Country Queers: A Love Letter
By Rae Garringer
October 8, 2024
Haymarket Books: “In 2013, Rae Garringer embarked on the Country Queers oral history project with a borrowed audio recorder, a flip phone, and a paper atlas in a Subaru Forester with over 160,000 miles on it… While media-driven myths suggest that big cities are the only places queer folks can find love and community, Country Queers resists that trope by centering rural queer and trans stories of the joys, challenges, monotony, and nuances of their lives, in their own words.”
The Bone Picker
By Devon A. Mihesuah
October 8, 2024
University of Oklahoma Press: “Choctaw lore features a large pantheon of deities. These beings created the first people, taught them how to hunt, and warned them of impending danger. Their stories are not meant simply to entertain: each entity has a purpose in its behavior and a lesson to share — to those who take heed. While some of the horrors told here are “real life” in nature, the art of fiction that Mihesuah employs reveals surprising outcomes or alternative histories. It turns out the things that scare us the most can lead to the answers we are seeking and even ensure our very survival.”
Ever After
By Fred Chappell
October 10, 2024
LSU Press: “In his final book, the celebrated poet Fred Chappell reflects on life and the beyond. Details drawn from daily actions, religion, classical myth, and the Appalachian landscape adorn this autumnal collection that unearths connections both strong and tenuous among apparently disparate subjects, all percolated with Chappell’s signature wit and warm vision.

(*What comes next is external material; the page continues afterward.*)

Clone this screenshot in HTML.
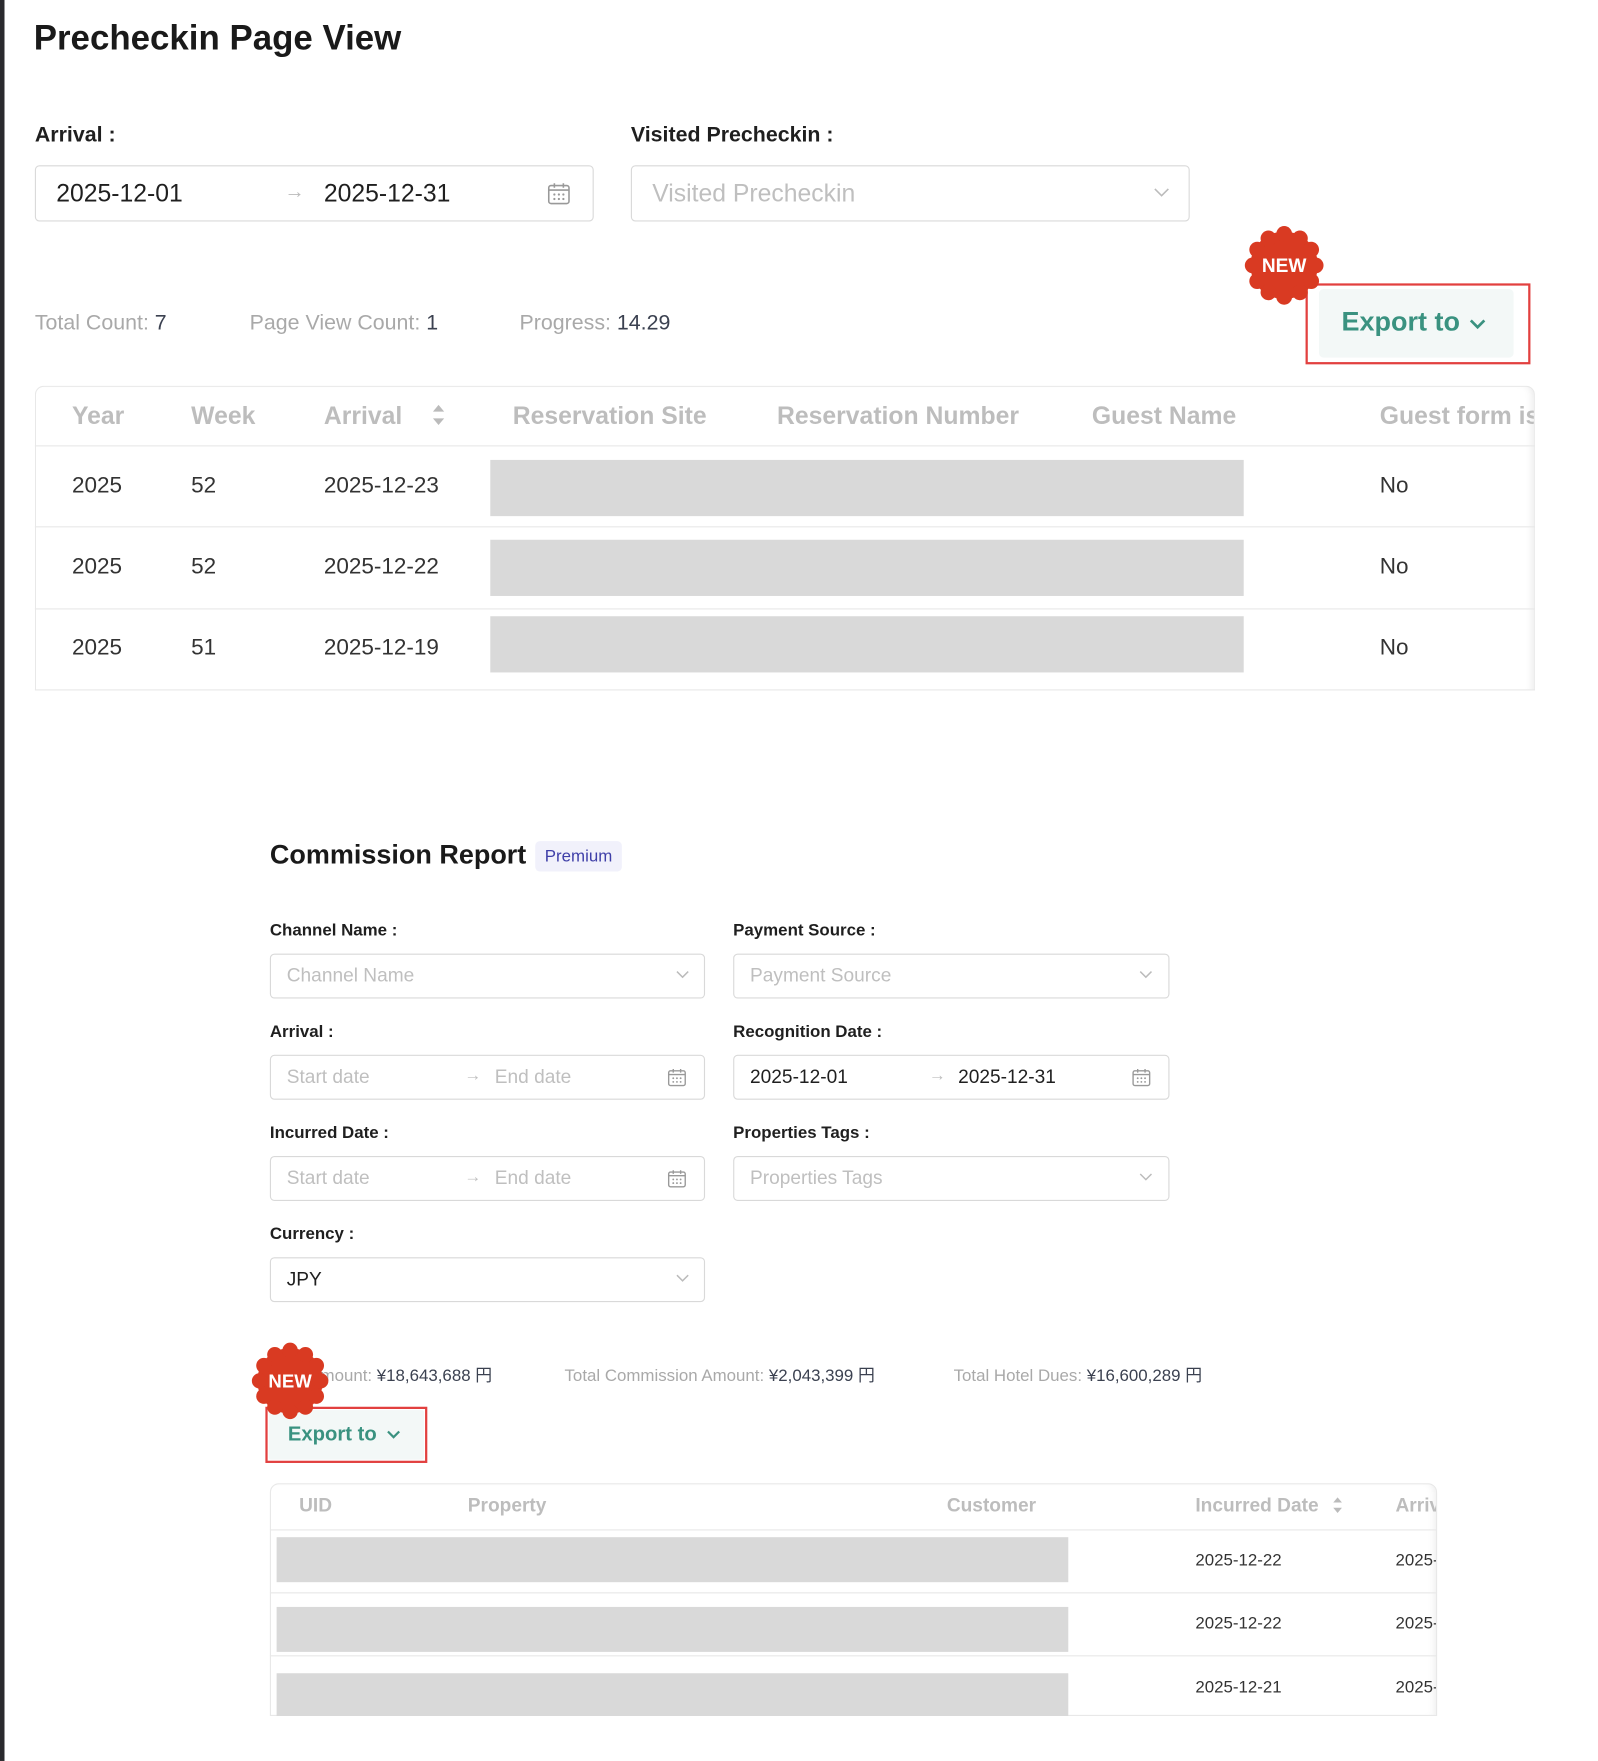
<!DOCTYPE html>
<html><head><meta charset="utf-8"><style>
*{box-sizing:border-box;margin:0;padding:0}
html,body{width:1598px;height:1760px;overflow:hidden;background:#fff}
#w{position:absolute;left:0;top:0;width:1421px;height:1566px;transform:scale(1.1245);transform-origin:0 0;font-family:"Liberation Sans","Noto Sans CJK JP",sans-serif;color:#1f1f1f}
.a{position:absolute;white-space:nowrap}
.bar{left:0;top:0;width:3.5px;height:1566px;background:#2a2a2e}
.lab{font-weight:bold}
.box{position:absolute;border:1px solid #d9d9d9;border-radius:4px;background:#fff}
.ph{color:#bfbfbf}
.g{color:#a9a9a9}.v{color:#3b4150}
.hd{font-weight:bold;color:#bdbdbd}
.blk{position:absolute;background:#d9d9d9}
.line{position:absolute;height:1px;background:#e8e8e8}
.red{position:absolute;border:2px solid #e2403f}
.btn{position:absolute;background:#f3f8f7;border-radius:4px;color:#3a9280;font-weight:bold}
</style></head><body><div id="w">
<div class="a bar"></div>
<div class="a" style="left:30px;top:16px;font-size:31px;font-weight:bold;color:#1a1a1a">Precheckin Page View</div>

<div class="a lab" style="left:31px;top:110px;font-size:19px">Arrival :</div>
<div class="a lab" style="left:561px;top:110px;font-size:19px">Visited Precheckin :</div>
<div class="box" style="left:31px;top:147px;width:497px;height:50px"></div>
<div class="a" style="left:50px;top:159px;font-size:22px">2025-12-01</div>
<div class="a" style="left:253px;top:160px;font-size:18px;color:#bbb">→</div>
<div class="a" style="left:288px;top:159px;font-size:22px">2025-12-31</div>
<svg class="a" style="left:486px;top:161px" width="22" height="22" viewBox="0 0 22 22" fill="none" stroke="#999" stroke-width="1.4"><rect x="2" y="4" width="18" height="16" rx="2"/><path d="M2 8h18M7 2v4M15 2v4"/><g fill="#999" stroke="none"><circle cx="7" cy="12" r="1"/><circle cx="11" cy="12" r="1"/><circle cx="15" cy="12" r="1"/><circle cx="7" cy="16" r="1"/><circle cx="11" cy="16" r="1"/><circle cx="15" cy="16" r="1"/></g></svg>
<div class="box" style="left:561px;top:147px;width:497px;height:50px"></div>
<div class="a ph" style="left:580px;top:159px;font-size:22px">Visited Precheckin</div>
<svg class="a" style="left:1025px;top:165px" width="16" height="12" viewBox="0 0 16 12" fill="none" stroke="#bbb" stroke-width="1.4"><path d="M2 3l6 6 6-6"/></svg>

<div class="a" style="left:31px;top:277px;font-size:19px"><span class="g">Total Count: </span><span class="v">7</span></div>
<div class="a" style="left:222px;top:277px;font-size:19px"><span class="g">Page View Count: </span><span class="v">1</span></div>
<div class="a" style="left:462px;top:277px;font-size:19px"><span class="g">Progress: </span><span class="v">14.29</span></div>

<div class="red" style="left:1161px;top:252px;width:200px;height:72px"></div>
<div class="btn" style="left:1173px;top:257px;width:173px;height:61px"></div>
<div class="a" style="left:1193px;top:273px;font-size:24px;font-weight:bold;color:#3a9280">Export to</div>
<svg class="a" style="left:1305px;top:281px" width="18" height="14" viewBox="0 0 18 14" fill="none" stroke="#3a9280" stroke-width="2.4"><path d="M3 4l6 6 6-6"/></svg>
<svg class="a" style="left:1106px;top:200px" width="72" height="72" viewBox="0 0 72 72"><g fill="#d93a22"><circle cx="36" cy="36" r="30"/><circle cx="36" cy="8" r="7"/><circle cx="50" cy="12" r="7"/><circle cx="60" cy="22" r="7"/><circle cx="64" cy="36" r="7"/><circle cx="60" cy="50" r="7"/><circle cx="50" cy="60" r="7"/><circle cx="36" cy="64" r="7"/><circle cx="22" cy="60" r="7"/><circle cx="12" cy="50" r="7"/><circle cx="8" cy="36" r="7"/><circle cx="12" cy="22" r="7"/><circle cx="22" cy="12" r="7"/></g><text x="36" y="42" text-anchor="middle" font-family="Liberation Sans" font-weight="bold" font-size="17" fill="#fff">NEW</text></svg>

<div class="a" style="left:31px;top:343px;width:1334px;height:271px;border:1px solid #e8e8e8;border-bottom:none;border-radius:8px 8px 0 0;overflow:hidden;box-shadow:inset -6px 0 8px -6px rgba(0,0,0,.12)"></div>
<div class="line" style="left:31px;top:396px;width:1334px"></div>
<div class="line" style="left:31px;top:468px;width:1334px"></div>
<div class="line" style="left:31px;top:541px;width:1334px"></div>
<div class="line" style="left:31px;top:613px;width:1334px"></div>
<div class="a hd" style="left:64px;top:357px;font-size:22px">Year</div>
<div class="a hd" style="left:170px;top:357px;font-size:22px">Week</div>
<div class="a hd" style="left:288px;top:357px;font-size:22px">Arrival</div>
<svg class="a" style="left:383px;top:358px" width="14" height="22" viewBox="0 0 14 22" fill="#bbb"><path d="M7 2l5 6H2zM7 20l5-6H2z"/></svg>
<div class="a hd" style="left:456px;top:357px;font-size:22px">Reservation Site</div>
<div class="a hd" style="left:691px;top:357px;font-size:22px">Reservation Number</div>
<div class="a hd" style="left:971px;top:357px;font-size:22px">Guest Name</div>
<div class="a" style="left:1227px;top:357px;width:137px;overflow:hidden;font-size:22px;font-weight:bold;color:#bdbdbd">Guest form is</div>
<div class="a" style="left:64px;top:421px;font-size:20px;color:#333">2025</div><div class="a" style="left:170px;top:421px;font-size:20px;color:#333">52</div><div class="a" style="left:288px;top:421px;font-size:20px;color:#333">2025-12-23</div><div class="a" style="left:1227px;top:421px;font-size:20px;color:#333">No</div>
<div class="a" style="left:64px;top:493px;font-size:20px;color:#333">2025</div><div class="a" style="left:170px;top:493px;font-size:20px;color:#333">52</div><div class="a" style="left:288px;top:493px;font-size:20px;color:#333">2025-12-22</div><div class="a" style="left:1227px;top:493px;font-size:20px;color:#333">No</div>
<div class="a" style="left:64px;top:565px;font-size:20px;color:#333">2025</div><div class="a" style="left:170px;top:565px;font-size:20px;color:#333">51</div><div class="a" style="left:288px;top:565px;font-size:20px;color:#333">2025-12-19</div><div class="a" style="left:1227px;top:565px;font-size:20px;color:#333">No</div>
<div class="blk" style="left:436px;top:409px;width:670px;height:50px"></div>
<div class="blk" style="left:436px;top:480px;width:670px;height:50px"></div>
<div class="blk" style="left:436px;top:548px;width:670px;height:50px"></div>

<div class="a" style="left:240px;top:747px;font-size:24px;font-weight:bold;color:#1a1a1a">Commission Report</div>
<div class="a" style="left:476px;top:748px;width:77px;height:27px;background:#f1f1fb;border-radius:4px;color:#3f3fa8;font-size:15px;text-align:center;line-height:27px">Premium</div>

<div class="a lab" style="left:240px;top:819px;font-size:15px">Channel Name :</div>
<div class="a lab" style="left:652px;top:819px;font-size:15px">Payment Source :</div>
<div class="box" style="left:240px;top:848px;width:387px;height:40px"></div><div class="a ph" style="left:255px;top:858px;font-size:17px">Channel Name</div>
<div class="box" style="left:652px;top:848px;width:388px;height:40px"></div><div class="a ph" style="left:667px;top:858px;font-size:17px">Payment Source</div>
<div class="a lab" style="left:240px;top:909px;font-size:15px">Arrival :</div>
<div class="a lab" style="left:652px;top:909px;font-size:15px">Recognition Date :</div>
<div class="box" style="left:240px;top:938px;width:387px;height:40px"></div>
<div class="a ph" style="left:255px;top:948px;font-size:17px">Start date</div><div class="a ph" style="left:413px;top:948px;font-size:15px">→</div><div class="a ph" style="left:440px;top:948px;font-size:17px">End date</div>
<div class="box" style="left:652px;top:938px;width:388px;height:40px"></div>
<div class="a" style="left:667px;top:948px;font-size:17px">2025-12-01</div><div class="a ph" style="left:826px;top:948px;font-size:15px">→</div><div class="a" style="left:852px;top:948px;font-size:17px">2025-12-31</div>
<div class="a lab" style="left:240px;top:999px;font-size:15px">Incurred Date :</div>
<div class="a lab" style="left:652px;top:999px;font-size:15px">Properties Tags :</div>
<div class="box" style="left:240px;top:1028px;width:387px;height:40px"></div>
<div class="a ph" style="left:255px;top:1038px;font-size:17px">Start date</div><div class="a ph" style="left:413px;top:1038px;font-size:15px">→</div><div class="a ph" style="left:440px;top:1038px;font-size:17px">End date</div>
<div class="box" style="left:652px;top:1028px;width:388px;height:40px"></div><div class="a ph" style="left:667px;top:1038px;font-size:17px">Properties Tags</div>
<div class="a lab" style="left:240px;top:1089px;font-size:15px">Currency :</div>
<div class="box" style="left:240px;top:1118px;width:387px;height:40px"></div><div class="a" style="left:255px;top:1128px;font-size:17px">JPY</div>
<svg class="a" style="left:600px;top:862px" width="14" height="10" viewBox="0 0 14 10" fill="none" stroke="#bbb" stroke-width="1.3"><path d="M2 2l5 5 5-5"/></svg>
<svg class="a" style="left:1012px;top:862px" width="14" height="10" viewBox="0 0 14 10" fill="none" stroke="#bbb" stroke-width="1.3"><path d="M2 2l5 5 5-5"/></svg>
<svg class="a" style="left:1012px;top:1042px" width="14" height="10" viewBox="0 0 14 10" fill="none" stroke="#bbb" stroke-width="1.3"><path d="M2 2l5 5 5-5"/></svg>
<svg class="a" style="left:600px;top:1132px" width="14" height="10" viewBox="0 0 14 10" fill="none" stroke="#bbb" stroke-width="1.3"><path d="M2 2l5 5 5-5"/></svg>
<svg class="a" style="left:593px;top:949px" width="18" height="18" viewBox="0 0 22 22" fill="none" stroke="#999" stroke-width="1.5"><rect x="2" y="4" width="18" height="16" rx="2"/><path d="M2 8h18M7 2v4M15 2v4"/><g fill="#999" stroke="none"><circle cx="7" cy="12" r="1"/><circle cx="11" cy="12" r="1"/><circle cx="15" cy="12" r="1"/><circle cx="7" cy="16" r="1"/><circle cx="11" cy="16" r="1"/><circle cx="15" cy="16" r="1"/></g></svg>
<svg class="a" style="left:1006px;top:949px" width="18" height="18" viewBox="0 0 22 22" fill="none" stroke="#999" stroke-width="1.5"><rect x="2" y="4" width="18" height="16" rx="2"/><path d="M2 8h18M7 2v4M15 2v4"/><g fill="#999" stroke="none"><circle cx="7" cy="12" r="1"/><circle cx="11" cy="12" r="1"/><circle cx="15" cy="12" r="1"/><circle cx="7" cy="16" r="1"/><circle cx="11" cy="16" r="1"/><circle cx="15" cy="16" r="1"/></g></svg>
<svg class="a" style="left:593px;top:1039px" width="18" height="18" viewBox="0 0 22 22" fill="none" stroke="#999" stroke-width="1.5"><rect x="2" y="4" width="18" height="16" rx="2"/><path d="M2 8h18M7 2v4M15 2v4"/><g fill="#999" stroke="none"><circle cx="7" cy="12" r="1"/><circle cx="11" cy="12" r="1"/><circle cx="15" cy="12" r="1"/><circle cx="7" cy="16" r="1"/><circle cx="11" cy="16" r="1"/><circle cx="15" cy="16" r="1"/></g></svg>

<div class="a" style="left:240px;top:1212px;font-size:15px"><span class="g">Total Amount: </span><span class="v">¥18,643,688 円</span></div>
<div class="a" style="left:502px;top:1212px;font-size:15px"><span class="g">Total Commission Amount: </span><span class="v">¥2,043,399 円</span></div>
<div class="a" style="left:848px;top:1212px;font-size:15px"><span class="g">Total Hotel Dues: </span><span class="v">¥16,600,289 円</span></div>

<div class="red" style="left:236px;top:1251px;width:144px;height:50px"></div>
<div class="btn" style="left:239px;top:1254px;width:138px;height:44px;border-radius:2px"></div>
<div class="a" style="left:256px;top:1265px;font-size:18px;font-weight:bold;color:#3a9280">Export to</div>
<svg class="a" style="left:343px;top:1271px" width="14" height="10" viewBox="0 0 14 10" fill="none" stroke="#3a9280" stroke-width="2"><path d="M2 2l5 5 5-5"/></svg>
<svg class="a" style="left:223px;top:1193px" width="70" height="70" viewBox="0 0 72 72"><g fill="#d93a22"><circle cx="36" cy="36" r="30"/><circle cx="36" cy="8" r="7"/><circle cx="50" cy="12" r="7"/><circle cx="60" cy="22" r="7"/><circle cx="64" cy="36" r="7"/><circle cx="60" cy="50" r="7"/><circle cx="50" cy="60" r="7"/><circle cx="36" cy="64" r="7"/><circle cx="22" cy="60" r="7"/><circle cx="12" cy="50" r="7"/><circle cx="8" cy="36" r="7"/><circle cx="12" cy="22" r="7"/><circle cx="22" cy="12" r="7"/></g><text x="36" y="42" text-anchor="middle" font-family="Liberation Sans" font-weight="bold" font-size="17" fill="#fff">NEW</text></svg>

<div class="a" style="left:240px;top:1319px;width:1038px;height:207px;border:1px solid #e8e8e8;border-radius:8px 8px 0 0;box-shadow:inset -6px 0 8px -6px rgba(0,0,0,.1)"></div>
<div class="line" style="left:240px;top:1360px;width:1038px"></div>
<div class="line" style="left:240px;top:1416px;width:1038px"></div>
<div class="line" style="left:240px;top:1472px;width:1038px"></div>
<div class="a hd" style="left:266px;top:1329px;font-size:17px">UID</div>
<div class="a hd" style="left:416px;top:1329px;font-size:17px">Property</div>
<div class="a hd" style="left:842px;top:1329px;font-size:17px">Customer</div>
<div class="a hd" style="left:1063px;top:1329px;font-size:17px">Incurred Date</div>
<svg class="a" style="left:1184px;top:1330px" width="11" height="17" viewBox="0 0 14 22" fill="#bbb"><path d="M7 2l5 6H2zM7 20l5-6H2z"/></svg>
<div class="a" style="left:1241px;top:1329px;width:36px;overflow:hidden;font-size:17px;font-weight:bold;color:#bdbdbd">Arrival</div>
<div class="a" style="left:1063px;top:1379px;font-size:15px;color:#333">2025-12-22</div><div class="a" style="left:1241px;top:1379px;width:36px;overflow:hidden;font-size:15px;color:#333">2025-12</div>
<div class="a" style="left:1063px;top:1435px;font-size:15px;color:#333">2025-12-22</div><div class="a" style="left:1241px;top:1435px;width:36px;overflow:hidden;font-size:15px;color:#333">2025-12</div>
<div class="a" style="left:1063px;top:1492px;font-size:15px;color:#333">2025-12-21</div><div class="a" style="left:1241px;top:1492px;width:36px;overflow:hidden;font-size:15px;color:#333">2025-12</div>
<div class="blk" style="left:246px;top:1367px;width:704px;height:40px"></div>
<div class="blk" style="left:246px;top:1429px;width:704px;height:40px"></div>
<div class="blk" style="left:246px;top:1488px;width:704px;height:38px"></div>
</div></body></html>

A spirited and friendly farewell, Ever After shows an accomplished and much-beloved American writer gracing us with poems of remarkable originality, craft, and insight.”
Biomythography Bayou
By Mel Michelle Lewis
October 11, 2024
Bucknell University Press: “When your stories flow from the brackish waters of the Gulf South, where the land and water merge, your narratives cannot be contained or constrained by the Eurocentric conventions of autobiography. When your story is rooted in the histories of your West African, Creek, and Creole ancestors, as well as your Black, feminist, and queer communities, you must create a biomythography that transcends linear time and extends beyond the pages of a book. Biomythography Bayou is more than just a book of memoir; it is a ritual for conjuring queer embodied knowledges and decolonial perspectives.”